Monday, August 18, 2025

Scientists transfer obscure courtship behavior between species via mutation of a single gene

Amazing stuff!

"In a breakthrough study, scientists have transferred a courtship behavior from one species to another, triggering the recipient to perform this completely foreign act as if it was its own. While genes have been swapped between species to influence traits, a totally unknown behavior has never been genetically swapped into a different animal before. ..."

"Researchers in Japan have genetically transferred a unique courtship behavior from one fruit fly species to another. By turning on a single gene in insulin-producing neurons, the team successfully made a species of fruit fly (Drosophila melanogaster) perform a gift-giving ritual it had never done before. The study ...  represents the first example of manipulating a single gene to create new neural connections and transfer behavior between species.  ..."

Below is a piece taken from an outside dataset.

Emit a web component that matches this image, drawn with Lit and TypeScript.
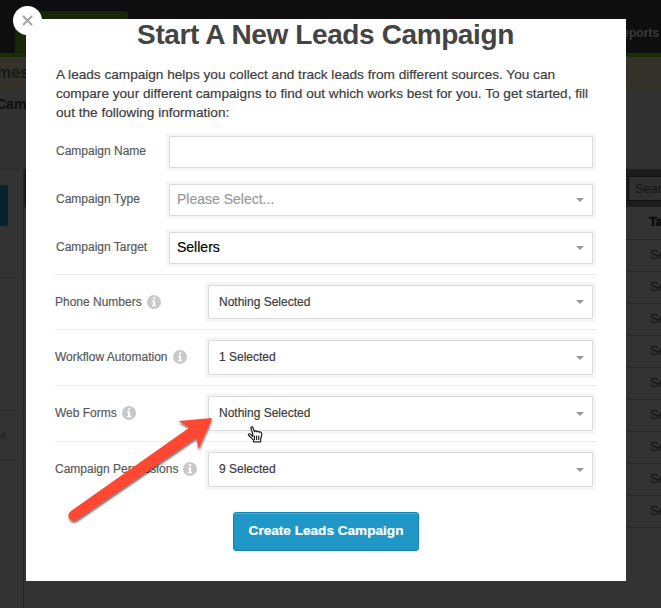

From the editor's summary and abstract:
"Editor’s summary
In the fruit fly Drosophila subobscura, courtship behavior includes nuptial gift giving, in which the male feeds the female a regurgitated food gift. The same behavior is not observed in related species, including the common lab animal D. melanogaster.
Tanaka et al. studied the genetics of nuptial gift giving in male animals and showed that expression of the gene FruitlessM (FruM) in insulin-like peptide-producing cells (IPCs) was both necessary and sufficient for triggering this behavior in D. subobscura.
Overexpression of FruM in D. melanogaster IPCs induced neurite outgrowth in these cells and increased regurgitation behavior. These results unveil the genetic and neuronal basis of an evolutionary important species-specific behavior. ...

Abstract
In accepting a courting male, Drosophila subobscura females require nuptial gift giving in which a male gives regurgitated crop contents to her mouth to mouth. No similar behavior is found in D. melanogaster.
By clonal activation of neurons expressing the male-determinant FruM, we identified insulin-like peptide–producing cells (IPCs) and their putative postsynaptic targets, proboscis-innervating motoneurons, as those critical for gift giving.
We demonstrate that loss of FruM from D. subobscura IPCs abrogates neurite extension and gift giving, whereas FruM overexpression in their D. melanogaster counterparts induces overgrowth of neurites that harbor functional synapses, culminating in increased regurgitation.
We suggest that the acquisition of FruM expression by IPCs was a key event occurring in an ancestral D. subobscura that conferred a latent capability to perform nuptial gift giving."

Scientists transfer courtship behavior between species



Scientists have successfully transferred gift-giving courtship behavior from Drosophila subobscura to D. melanogaster males. They genetically engineered insulin-producing neurons in D. melanogaster to produce FruM proteins, causing these cells to grow long neural projections and connect to the courtship center in the brain.